14. The fire pit system of claim 13,

wherein the grate is configured to rest on the peripheral flange of the ash catch, and

wherein the grate includes a recess to allow a handle of the ash catch to pass through or around the grate.

15. A method of assembling a fire pit comprising:

securing a plurality of wall panels together to form a burn chamber,

wherein each of the plurality of wall panels has an interior wall segment spaced apart from an exterior wall segment;

positioning an ash catch on a flange of the interior wall segment within the burn chamber; and

positioning a grate above the ash catch,

wherein a first wall panel of the plurality of wall panels is configured to be connected together by aligning the hole in one flange with the hole on the opposite edge of an adjacent panel.

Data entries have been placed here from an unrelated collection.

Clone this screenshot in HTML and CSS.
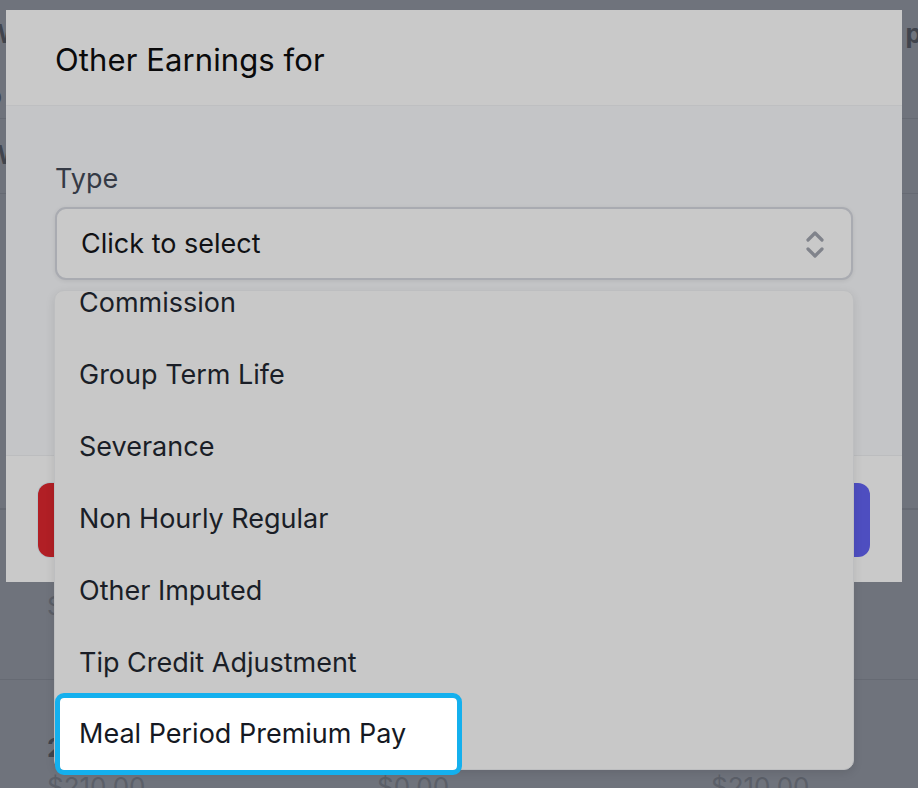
FILE: index.html
```html
<!DOCTYPE html>
<html>
<head>
<meta charset="utf-8">
<link rel="stylesheet" href="styles.css">
</head>
<body>
<div class="page">
  <div class="bg-row row-a">
    <div class="bg-line"><span class="bg-strong cut">W</span><span class="bg-strong far">p</span></div>
    <div class="bg-line"><span class="bg-strong cut">o</span></div>
  </div>
  <div class="bg-row row-b"><span class="bg-strong cut">W</span></div>
  <div class="bg-row row-c"></div>
  <div class="bg-row row-d"></div>
  <div class="bg-row row-e"><span class="bg-muted">S</span></div>
  <div class="bg-row row-f">
    <div class="bg-strong">2</div>
    <div class="amounts"><span>$210.00</span><span>$0.00</span><span>$210.00</span></div>
  </div>
</div>

<div class="modal">
  <div class="modal-header">
    <h2 class="modal-title">Other Earnings for</h2>
  </div>
  <div class="modal-body">
    <label class="field-label">Type</label>
    <div class="select-wrap">
      <div class="select">
        <span>Click to select</span>
        <svg class="chev" width="18" height="30" viewBox="0 0 18 30">
          <polyline points="2,11 9,4 16,11" fill="none" stroke="#80838b" stroke-width="3.2" stroke-linecap="round" stroke-linejoin="round"/>
          <polyline points="2,20 9,27 16,20" fill="none" stroke="#80838b" stroke-width="3.2" stroke-linecap="round" stroke-linejoin="round"/>
        </svg>
      </div>
      <div class="dropdown">
        <ul class="options">
          <li class="option">Commission</li>
          <li class="option">Group Term Life</li>
          <li class="option">Severance</li>
          <li class="option">Non Hourly Regular</li>
          <li class="option">Other Imputed</li>
          <li class="option">Tip Credit Adjustment</li>
          <li class="option focused">Meal Period Premium Pay</li>
        </ul>
      </div>
    </div>
  </div>
  <div class="modal-footer">
    <button class="btn btn-danger" aria-label="Delete"></button>
    <button class="btn btn-primary" aria-label="Save"></button>
  </div>
</div>
</body>
</html>
```

FILE: styles.css
```css
html, body {
  margin: 0;
  padding: 0;
}
body {
  width: 918px;
  height: 788px;
  overflow: hidden;
  background: #6f737c;
  font-family: Inter, "Liberation Sans", sans-serif;
  position: relative;
}

/* background page (dimmed) */
.page {
  color: #474b54;
  font-size: 26px;
}
.bg-row {
  box-sizing: border-box;
  border-bottom: 1px solid #666a73;
}
.bg-strong { font-weight: 700; color: #40444d; }
.bg-muted { color: #5a5e67; }
.row-a { height: 119px; padding-top: 18px; }
.row-a .bg-line { height: 62px; display: flex; }
.cut { margin-left: -14px; }
.far { margin-left: auto; margin-right: -4px; }
.row-b { height: 75px; padding-top: 20px; }
.row-c { height: 315px; }
.row-d { height: 0; }
.row-e { height: 170px; padding: 80px 0 0 47px; }
.row-f { padding: 52px 0 0 47px; border-bottom: none; }
.amounts {
  display: grid;
  grid-template-columns: 330px 334px auto;
  color: #5b5f68;
  margin-top: 8px;
}

/* modal */
.modal {
  position: absolute;
  left: 6px;
  top: 10px;
  width: 896px;
  background: #c4c5c7;
}
.modal-header {
  box-sizing: border-box;
  height: 96px;
  background: #c9c9c9;
  border-bottom: 1px solid #bebfc1;
  padding-left: 49px;
  display: flex;
  align-items: center;
}
.modal-title {
  margin: 0;
  font-size: 31px;
  font-weight: 400;
  color: #0a0a0b;
  padding-top: 4px;
  letter-spacing: 0.1px;
}
.modal-body {
  box-sizing: border-box;
  height: 350px;
  padding: 55px 49px 0 49px;
  border-bottom: 1px solid #bcbdbf;
}
.field-label {
  display: block;
  font-size: 27px;
  line-height: 36px;
  color: #353a45;
  font-weight: 400;
}
.select-wrap {
  position: relative;
  margin-top: 10px;
}
.select {
  box-sizing: border-box;
  height: 73px;
  width: 798px;
  border: 2px solid #a9abb1;
  border-radius: 11px;
  background: #c9c9c9;
  box-shadow: 0 1px 4px rgba(0,0,0,0.08);
  display: flex;
  align-items: center;
  justify-content: space-between;
  padding: 0 27px 0 24px;
  font-size: 27px;
  color: #101114;
}
.chev { display: block; }
.dropdown {
  position: absolute;
  left: -1px;
  top: 83px;
  width: 800px;
  height: 480px;
  box-sizing: border-box;
  background: #c8c8c8;
  border: 1px solid #bdbec0;
  border-radius: 10px;
  box-shadow: 0 3px 10px rgba(0,0,0,0.10);
}
.options {
  list-style: none;
  margin: -24px 0 0 0;
  padding: 0;
}
.option {
  height: 72px;
  line-height: 72px;
  padding-left: 24px;
  font-size: 27px;
  color: #1a1e27;
}
.option.focused {
  box-sizing: border-box;
  width: 397px;
  margin-left: 5px;
  margin-top: -1px;
  padding-left: 19px;
  background: #ffffff;
  border-radius: 4px;
  outline: 5px solid #14b0ee;
  outline-offset: 0;
  color: #151923;
}

.modal-footer {
  box-sizing: border-box;
  height: 126px;
  background: #c9c9c9;
  padding: 27px 32px 0 32px;
  display: flex;
  justify-content: space-between;
  align-items: flex-start;
}
.btn {
  height: 74px;
  width: 200px;
  border: none;
  border-radius: 12px;
}
.btn-danger {
  background: #b11f25;
  box-shadow: 0 0 0 1px #b5c3c7;
}
.btn-primary {
  background: #4e4ec0;
}
```
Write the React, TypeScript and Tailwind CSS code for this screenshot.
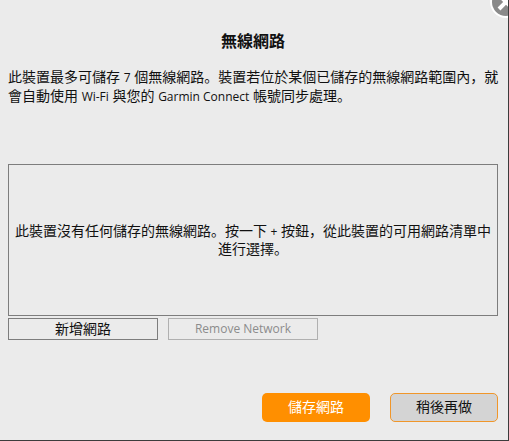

16. The method of claim 15, further comprising:

orienting the inner wall toward the burn chamber such that an opening at an upper end of the inner wall is configured to allow airflow from a lower end through the opening and into the burn chamber.

17. The method of claim 15, further comprising:

orienting the inner wall such that a gusset disposed between the interior wall segment and the exterior wall segment is oriented vertically, so as to allow for vertical airflow through the wall panel.

18. The method of claim 15, wherein the step of securing includes:

inserting a bolt into a tube disposed between the interior wall segment and the exterior wall segment,

wherein the bolt at least partially secures the first wall panel to the second wall panel.

19. The method of claim 15,

wherein each wall panel of the plurality of wall panels is formed from a first sheet and a second sheet,

the first sheet forming the outer wall segment of the wall panel with an upper portion bent back and a lower portion bent out to form a base, and further comprising: placing the base onto an underling surface.

20. The method of claim 15,

wherein the ash catch includes a peripheral flange, and

wherein the step of positioning the ash catch includes placing the peripheral flange of the ash catch onto the flange of the wall panels when the fire pit is assembled.